In a similar problem set to that presented in the monitoring of vast spaces, the decentralized capture of secure data will lead to a massive intelligence-gathering nightmare. Thousands of drones will capture high-resolution, geospatial video in circumstances that will encourage review for intelligence purposes. We can solve the technical questions, but who will be able to watch all the videos? In the end, we know it will have to be machines directing algorithms to look for signs of enemy activity, IEDs, or even search-and-rescue targets.
The problem of data fusion is at the heart of the Earth observation product problem, and the dirty little secret is that not all geographic data lines up. In fact, most data does not align without some additional work; it is likely that GeoAI will play a major role in aligning georeferenced features through space and time for after-action analysis in a digital twin of an operation.
The biggest problems in Earth observation today are all in software. To access robust Geo or SovereignAI, we will need to address some of these complexities of scale.
Training data
As we think about AI and Sovereignty, we should also consider how data becomes AI. And how (and where) we build training data sets. I suppose this is somewhat back to the original case of real estate. But this basic labelling activity is still essential, and much of it is still done offshore. This potential hole in our Sovereign AI strategy can be solved by bringing back some of those technology jobs to Canada, especially around more sensitive subjects. There will be a cost, but there is also a tremendous benefit in shifting technology jobs to lower-cost environments (outside Canada’s big cities, where housing is still affordable) and even to more rural settings. Ultimately, this activity can proliferate technology jobs across the country, reducing barriers to entry and opening the door to a broader tech economy. Rural Canada, while famous for hewing wood and carrying water, could also be a decentralized network of data creators. I say this as someone who lives in Northern British Columbia, with robust, redundant connectivity data could flow faster than any natural resource.
Decentralization for resilience
The idea of distributing the capture of training data to more rural settings is predicated on having a robust connectivity strategy for Canada. At every level of economic and social development, this is absolutely paramount. Access to connectivity is access to knowledge, and it is clearly a point of equity for Canadian citizens.
The added benefit of robust national connectivity is the opportunity to decentralize computing resources, enabling the internet to function as it was designed: a network of decentralized computing hubs. With decentralization comes resilience and, by extension, independence.
Procurement as enabler, not barrier
This is a note on SovereignAI, and while applicable to any country, it’s certainly presented through a Canadian lens. With that in mind, investing in Canadian companies to build the Sovereign AI, or the Sovereign GeoAI, would be logical (if not somewhat self-serving of me to say). There has been a trend towards the Maple-washing of other nations’ technology companies, with their regional hubs in Toronto or Ottawa, trying to look and sound Canadian. I am sure wonderful people work in these establishments, but where are their owners and shareholders? Where are their executives? Whose software are they selling or reselling?
Companies like mine, Sparkgeo, have, for years (since 2010, for me), been forced to work for commercial entities or for foreign governments, beaten out of the Canadian Government market by less-qualified but better-funded competitors.
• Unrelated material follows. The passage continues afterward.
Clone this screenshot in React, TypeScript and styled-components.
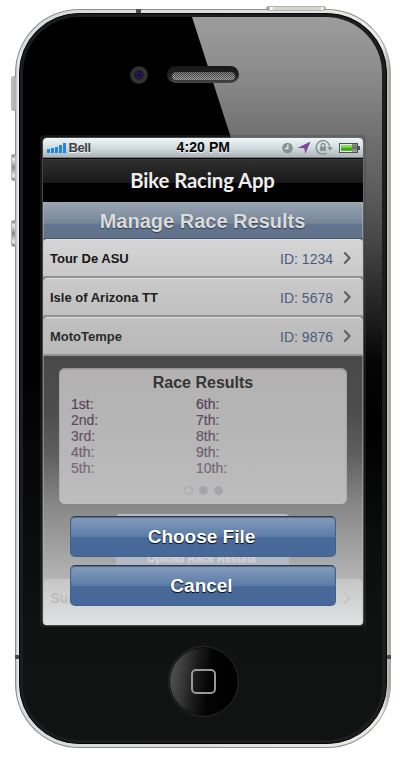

While we’ve worked for ESA, UK Space, and various Saudi Arabian institutions, we found that the Canadian Government procurement system could hardly have been better designed to prevent small Canadian technology companies from engaging. I believe companies should be competitive, and working for commercial companies for fifteen years has taught us how to deliver extreme value under high pressure. So, when I see how the Canadian Government is generally treated by the traditional cadre of service providers, I am disappointed.
However, I am excited to see that teams like Sparkgeo might now have an opportunity to engage, and I look forward to demonstrating how a small team of experts (rather than contractors) can raise the expectations of a nation.